Andreas Staier, harpsichord
Freiburg Baroque Orchestra
Petra Müllejans, conductor 

(Harmonia Mundi, 2011)

This prize-winning double-disc set presents period keyboard virtuoso Andreas Staier and the ever-vibrant Freiburg Baroque Orchestra in the six harpsichord concertos that C.P.E. published in Hamburg in 1772. In his liner notes to the album, Staier suggests that the music looks forward not only to Beethoven but also to Schubert and even Liszt, underscoring C.P.E.’s stature as a futurist. There is a pioneering Virgin/EMI set of these works by harpsichordist Bob van Asperen and a small Amsterdam ensemble that has mellifluous charms of its own, though the Freiburg Baroque Orchestra’s playing boasts a more red-blooded energy to match the passionate mastery of Staier. Harmonia Mundi’s booklet is much more generous, besides.

 

C.P.E. Bach:
“Berlin Symphonies”

Chamber Orchestra of Lausanne
Christian Zacharias, conductor

(MDG, 2014)

Some of the most widely disseminated of C.P.E.’s works in his day were the “Berlin Symphonies.” Composer Johann Adolf Hasse gave Charles Burney the tip that C.P.E.’s Symphony in E minor (Wq. 177) was “the finest” symphonic work he had ever heard.

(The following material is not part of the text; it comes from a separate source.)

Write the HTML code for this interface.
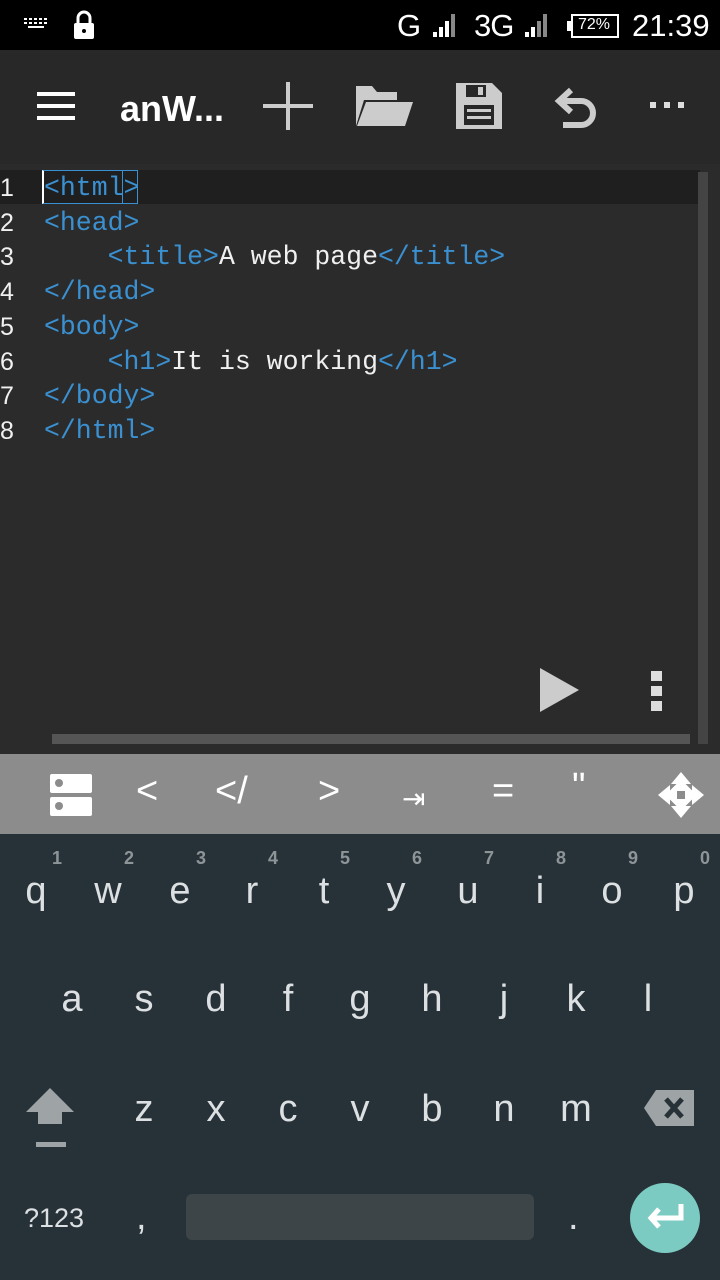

Six of these works, including the one Hasse admired, are included in their final orchestrations with winds and horns on this audiophile disc from Switzerland’s Chamber Orchestra of Laussane under Christian Zacharias (a star pianist who has developed into a subtly artful conductor). Though less astonishing than his later Hamburg symphonies for strings, these works are never less than zesty and tuneful, with harpsichord part of the alluring orchestral fabric.